- Film poster
- Traditional Chinese: 兒子
- Simplified Chinese: 儿子
- Hanyu Pinyin: Érzǐ
- Directed by: Zhang Yuan
- Written by: Ning Dai
- Produced by: Wang Shize Zhang Yuan
- Starring: Fu Derong Li Ji Li Maojie Li Wei
- Cinematography: Sun Hongqing Zhang Jian
- Edited by: Fen Sihai
- Production company: Beijing Expression Culture Communication Center
- Release date: 1996;
- Running time: 95 minutes
- Country: China
- Language: Mandarin

= Sons (1996 film) =

Sons is a 1996 Chinese film directed by Zhang Yuan.
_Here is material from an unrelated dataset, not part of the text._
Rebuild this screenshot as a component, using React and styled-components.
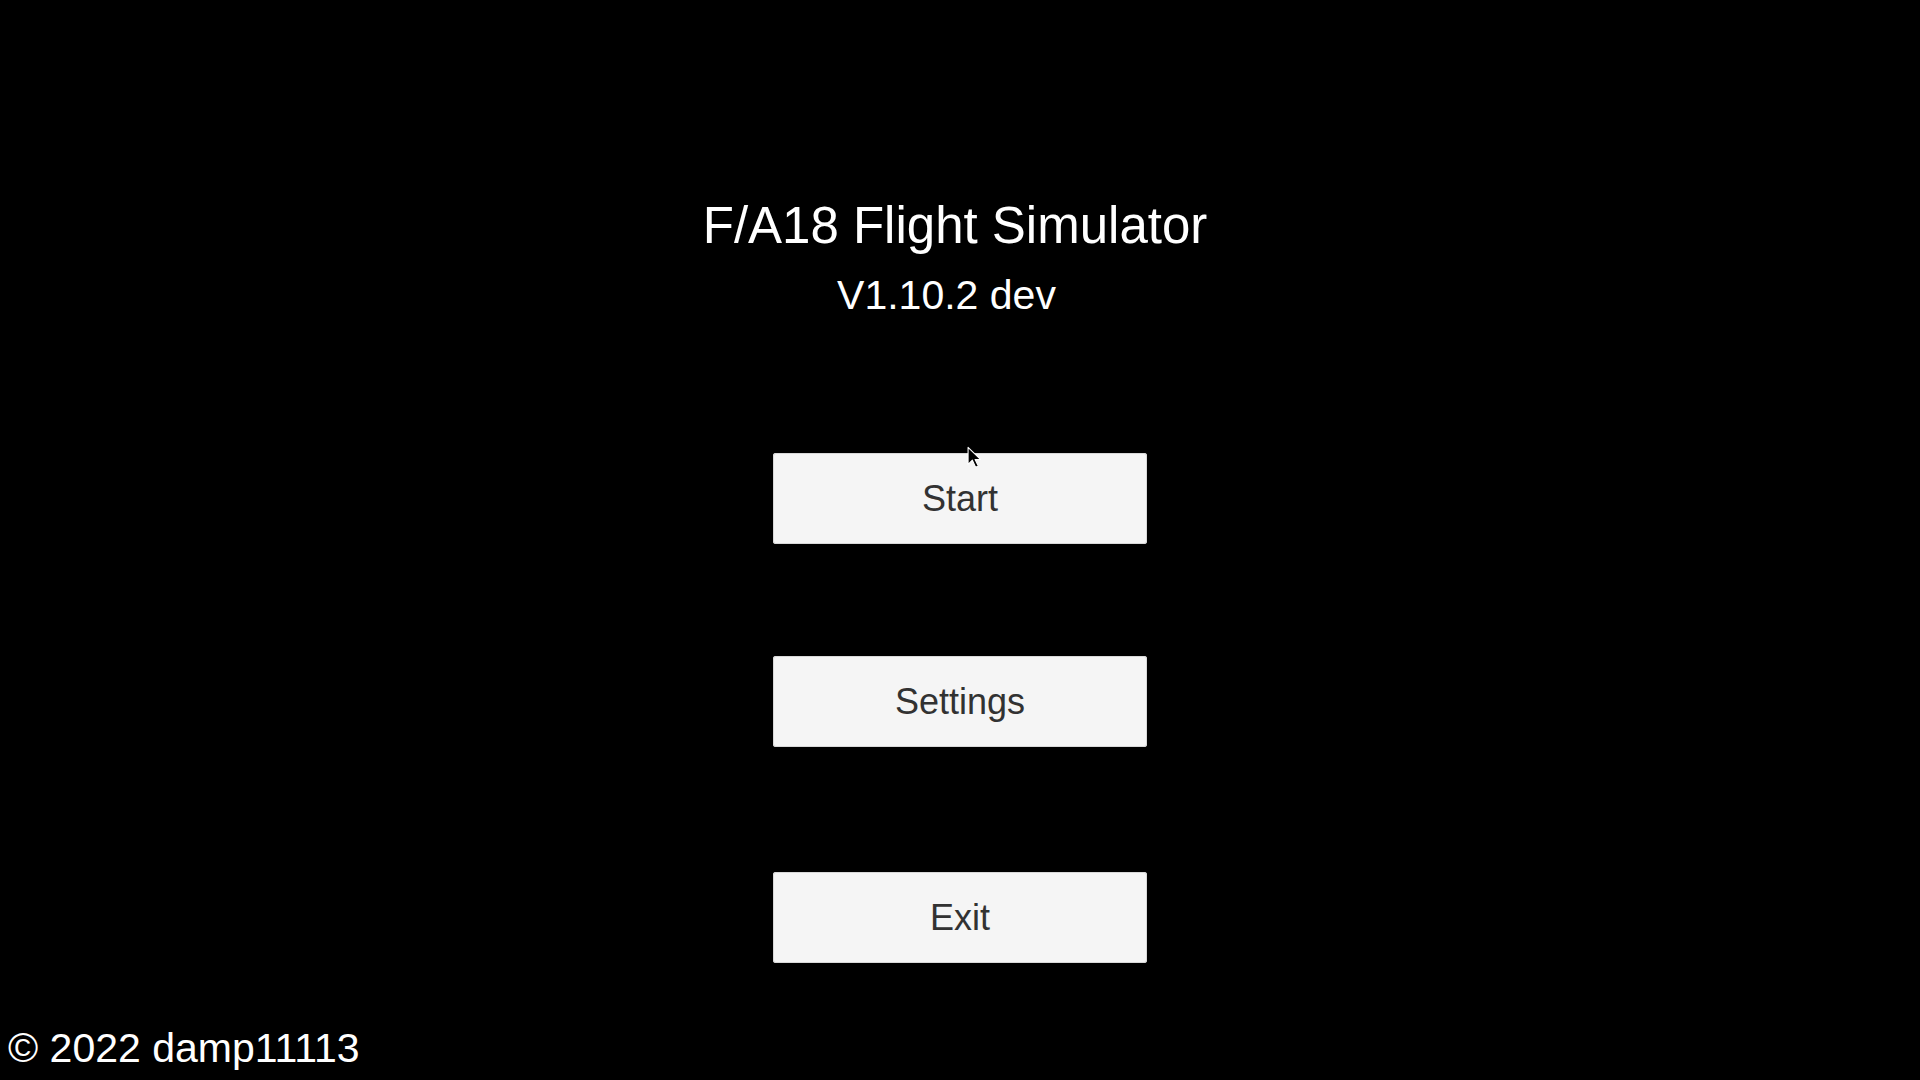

Detailing the collapse of a family due to alcoholism, Sons straddles the line between fiction and documentary, as the film's "actors" all play themselves in reenactments of their own lives.

Zhang came upon the idea of making a film about a family's collapse into alcoholism after hearing about the story of his downstairs neighbors, former professional dancers, and their two grown sons.
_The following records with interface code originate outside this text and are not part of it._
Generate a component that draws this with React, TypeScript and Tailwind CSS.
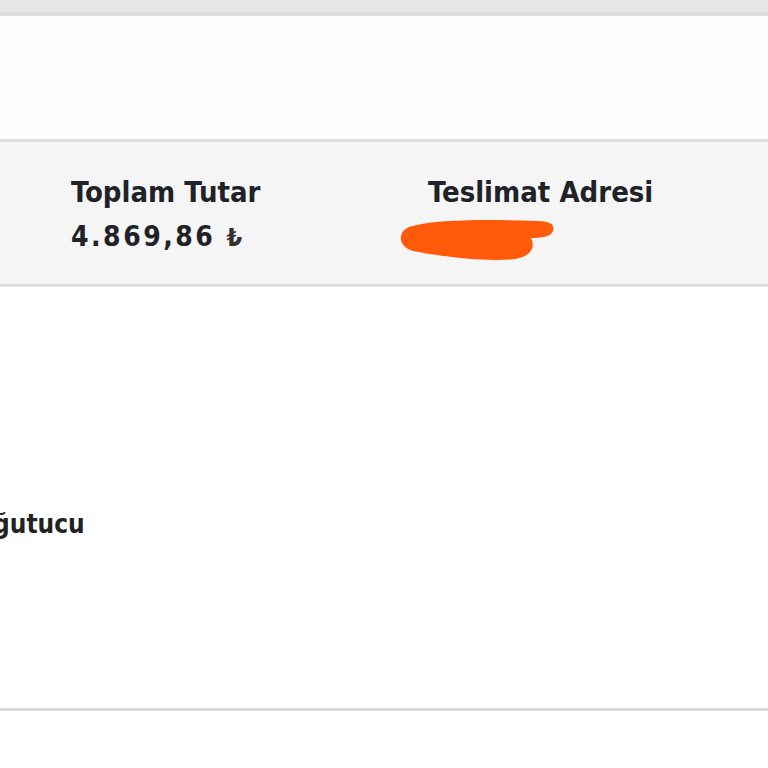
import type { ReactNode } from "react";

const Summary = ({ label, children }: { label: string; children: ReactNode }) => (
  <div className="flex flex-col">
    <span className="text-[29px] font-bold leading-[36px] text-[#1f2328]">{label}</span>
    {children}
  </div>
);

export default function App() {
  return (
    <div className="w-[768px] h-[768px] overflow-hidden bg-white font-['DejaVu_Sans_Condensed','DejaVu_Sans',sans-serif]">
      <div className="h-[16px] bg-[#e6e6e6] border-b-[4px] border-[#dcdcdc]" />
      <div className="h-[123px] bg-[#fefefe]" />
      <div className="h-[148px] bg-[#f5f5f5] border-y-[3px] border-[#dedede] flex pt-[32px]">
        <div className="pl-[71px] w-[428px]">
          <Summary label="Toplam Tutar">
            <span className="mt-[12px] text-[28px] font-bold leading-[30px] text-[#1f2328] tracking-[2.5px]">
              4.869,86 <span className="text-[25px] font-bold text-[#333]">₺</span>
            </span>
          </Summary>
        </div>
        <div>
          <Summary label="Teslimat Adresi">
            <svg width="160" height="50" viewBox="0 0 160 50" className="-ml-[31px] mt-[2px]">
              <path
                d="M10 16 C30 8 80 7 140 9 C154 9 158 13 156 19 C154 25 144 26 134 26 C138 34 136 44 118 47 C90 50 46 45 16 39 C2 35 0 22 10 16 Z"
                fill="#ff5a0a"
              />
            </svg>
          </Summary>
        </div>
      </div>
      <div className="h-[424px] bg-white flex flex-col">
        <div className="h-[222px]" />
        <p className="text-[26px] font-bold leading-[30px] text-[#222] -ml-[7px]">ğutucu</p>
        <div className="flex-1" />
        <div className="h-[3px] bg-[#dcdcdc]" />
      </div>
    </div>
  );
}
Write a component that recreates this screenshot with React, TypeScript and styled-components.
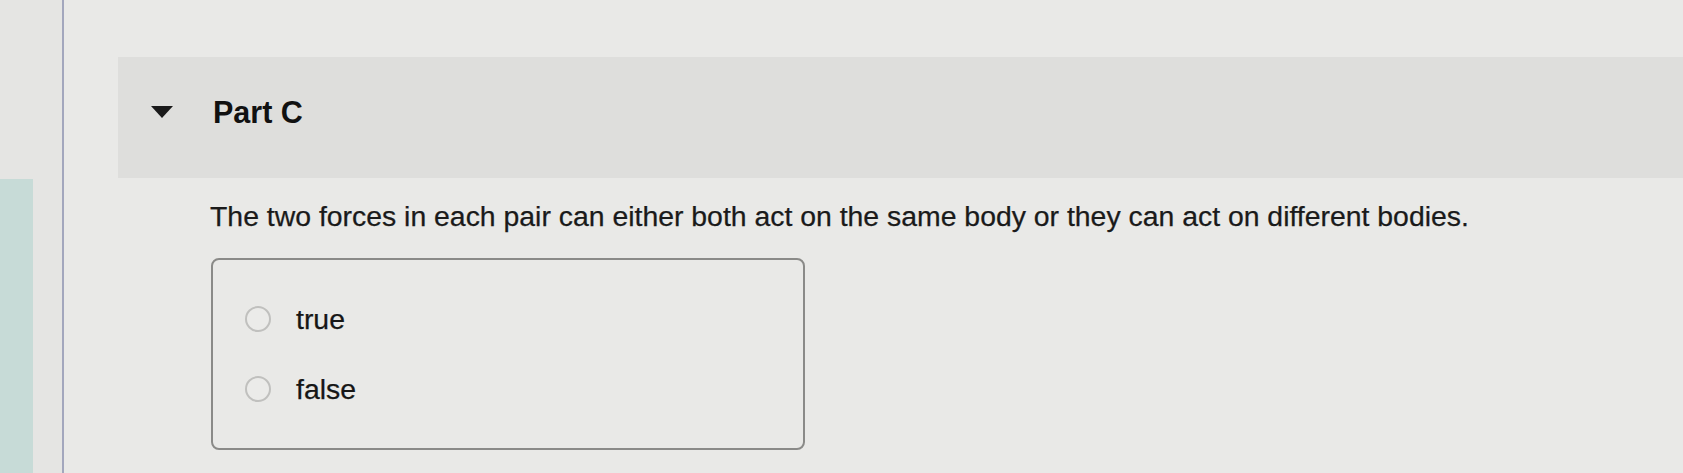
import React from "react";
import styled, { createGlobalStyle } from "styled-components";

const GlobalStyle = createGlobalStyle`
  html, body {
    margin: 0;
    padding: 0;
    background: #e8e8e5;
  }
  body {
    font-family: "Liberation Sans", Arial, Helvetica, sans-serif;
    color: #1e1e1e;
  }
  * { box-sizing: border-box; }
`;

const Page = styled.div`
  display: flex;
  height: 473px;
  overflow: hidden;
  background: #e9e9e7;
`;

const Rail = styled.aside`
  width: 62px;
  display: flex;
  flex-direction: column;
  background: #e5e5e3;
`;

const RailSpacer = styled.div`
  height: 179px;
`;

const RailAccent = styled.div`
  width: 33px;
  flex: 1;
  background: #c7dbd7;
`;

const Divider = styled.div`
  width: 2px;
  background: #a3a7bd;
`;

const Main = styled.main`
  flex: 1;
  padding: 57px 0 0 54px;
`;

const HeaderBand = styled.div`
  height: 121px;
  background: #dededc;
  padding: 37px 0 0 33px;
`;

const HeaderRow = styled.div`
  display: flex;
  align-items: center;
  gap: 40px;
  height: 36px;
`;

const Caret = styled.svg`
  width: 22px;
  height: 12px;
  flex: none;
`;

const PartTitle = styled.h2`
  margin: 0;
  font-size: 30.5px;
  line-height: 36px;
  font-weight: 700;
  color: #111111;
`;

const Body = styled.section`
  padding-left: 92px;
`;

const Question = styled.p`
  margin: 22px 0 0;
  font-size: 28.4px;
  line-height: 32px;
  color: #1a1a1a;
  -webkit-text-stroke: 0.25px #1a1a1a;
`;

const OptionsBox = styled.div`
  margin-top: 26px;
  margin-left: 1px;
  width: 594px;
  height: 192px;
  border: 2px solid #8a8a88;
  border-radius: 8px;
  padding: 24px 32px;
  display: flex;
  flex-direction: column;
`;

const Option = styled.label`
  height: 70px;
  display: flex;
  align-items: center;
  gap: 25px;
  font-size: 28.4px;
  line-height: 32px;
  color: #161616;
  -webkit-text-stroke: 0.25px #161616;
  cursor: pointer;
`;

const Radio = styled.span`
  width: 26px;
  height: 26px;
  border-radius: 50%;
  border: 2px solid #c0c0be;
  background: #ebebe9;
  flex: none;
`;

const options = ["true", "false"];

export default function App() {
  return (
    <>
      <GlobalStyle />
      <Page>
        <Rail>
          <RailSpacer />
          <RailAccent />
        </Rail>
        <Divider />
        <Main>
          <HeaderBand>
            <HeaderRow>
              <Caret viewBox="0 0 22 12">
                <polygon points="0,0 22,0 11,12" fill="#1a1a1a" />
              </Caret>
              <PartTitle>Part C</PartTitle>
            </HeaderRow>
          </HeaderBand>
          <Body>
            <Question>
              The two forces in each pair can either both act on the same body or they can act on different bodies.
            </Question>
            <OptionsBox>
              {options.map((o) => (
                <Option key={o}>
                  <Radio />
                  {o}
                </Option>
              ))}
            </OptionsBox>
          </Body>
        </Main>
      </Page>
    </>
  );
}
The film was privately financed and was made outside of the traditional studio system. As a result, Sons was never screened in China.

== Cast ==
- Li Maojie, the father, a former professional dancer, he has long since succumbed to alcoholism and is eventually committed to a mental asylum by his family. The father, Li Maojie, was given special permission to leave the mental asylum he had been committed to in order to film his scenes.
- Fu Derong, the mother, also a former dancer.
- Li Ji & Li Wei, Li Maojie and Fu Derong's two sons who have also begun to drink heavily. Both sons also helped guide the writing of the script by Ning Dai to accurately reflect what really happened to their family.

== Production ==
The idea of Sons came directly from the two sons of the Li family, Li Ji and Li Wei. According to Zhang, the two sons literally knocked on his door and immediately claimed that they were both the "baddest family on the block" and that their father, who had been committed to a mental institute, was also "awesome." Fascinated by this seemingly contradictory account of the Li family, Zhang agreed to make a film based on their story. In contrast to the sons, the parents of Li Ji and Li Wei were not in favor of making a film, and never fully accepted the idea of their lives being put down on film.
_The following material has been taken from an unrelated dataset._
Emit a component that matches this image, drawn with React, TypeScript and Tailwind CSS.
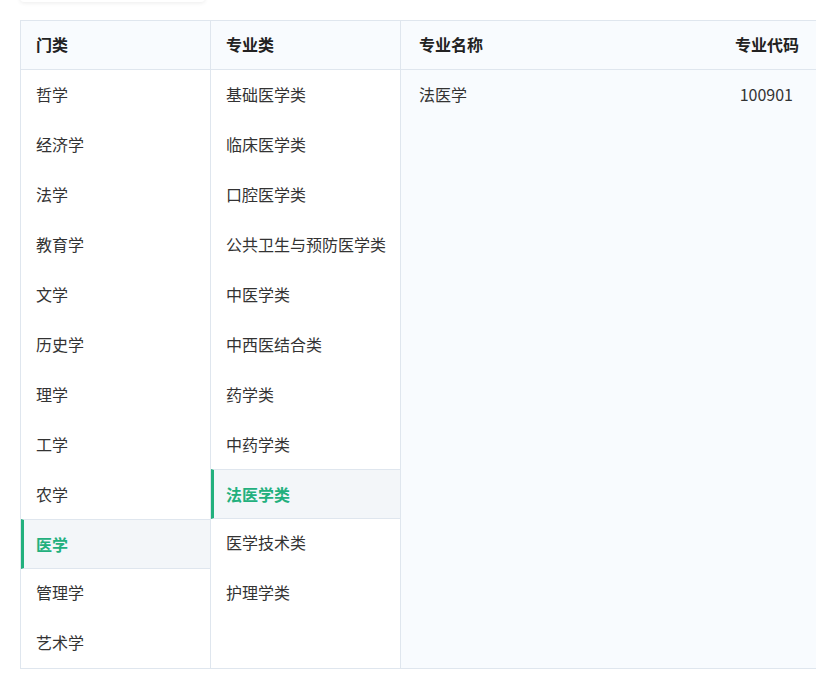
const c1 = ["哲学","经济学","法学","教育学","文学","历史学","理学","工学","农学","医学","管理学","艺术学"];
const c2 = ["基础医学类","临床医学类","口腔医学类","公共卫生与预防医学类","中医学类","中西医结合类","药学类","中药学类","法医学类","医学技术类","护理学类"];

function Item({ t, active }: { t: string; active: boolean }) {
  return active ? (
    <div className="h-[50px] flex items-center pl-[12px] pb-[1px] border-l-[3px] border-[#22b07d] border-y border-y-[#dfe6ee] bg-[#f3f6f9] text-[#22b07d] font-bold -my-px">{t}</div>
  ) : (
    <div className="h-[50px] flex items-center pl-[15px] pb-[3px] text-[#333]">{t}</div>
  );
}

export default function App() {
  return (
    <div className="w-[816px] h-[677px] bg-white overflow-hidden relative text-[16px]" style={{ fontFamily: '"Noto Sans CJK SC", "Noto Sans", sans-serif' }}>
      <div className="absolute left-[20px] top-[-10px] w-[185px] h-[12px] bg-white shadow-[0_1px_4px_rgba(0,0,0,0.08)] rounded" />
      <div className="absolute left-[20px] top-[20px] w-[820px] h-[649px] border border-[#dfe6ee] flex">
        <div className="w-[190px] border-r border-[#dfe6ee] flex flex-col">
          <div className="h-[49px] pb-[2px] border-b border-[#dfe6ee] bg-[#f8fbfe] flex items-center pl-[15px] font-bold text-[#222]">门类</div>
          {c1.map(t => <Item key={t} t={t} active={t === "医学"} />)}
        </div>
        <div className="w-[190px] border-r border-[#dfe6ee] flex flex-col">
          <div className="h-[49px] pb-[2px] border-b border-[#dfe6ee] bg-[#f8fbfe] flex items-center pl-[15px] font-bold text-[#222]">专业类</div>
          {c2.map(t => <Item key={t} t={t} active={t === "法医学类"} />)}
        </div>
        <div className="flex-1 bg-[#f8fbfe] flex flex-col">
          <div className="h-[49px] pb-[2px] border-b border-[#dfe6ee] flex items-center justify-between pl-[18px] pr-[40px] font-bold text-[#222]">
            <span>专业名称</span><span>专业代码</span>
          </div>
          <div className="h-[50px] pb-[3px] flex items-center justify-between pl-[18px] pr-[46px] text-[#333]">
            <span>法医学</span><span>100901</span>
          </div>
        </div>
      </div>
    </div>
  );
}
Shooting Sons required Zhang to simply film the Li family as they interacted with each other. In the process, Zhang became very comfortable with the family, to the extent that they would forget that cameras were around. Zhang relates one instance where the family's argument got so out of hand that Zhang had to intervene before the "actors" injured each other.

== Reception ==
Though never screened in its native China, Sons helped cement Zhang Yuan's reputation abroad as a major creative force in Chinese cinema. The film was screened in several international cities and film festivals including New York in 2001.

Sons was also one of the three Tiger Award winners at the 1996 International Film Festival Rotterdam, where it also won a FIPRESCI prize.

As for the family, the parents, Li Maojie and Fu Derong, never fully accepted the film. According to Zhang, after watching the film, "the entire family seemed to be under a heavy silence, and I could detect traces of hurt and melancholy on their faces."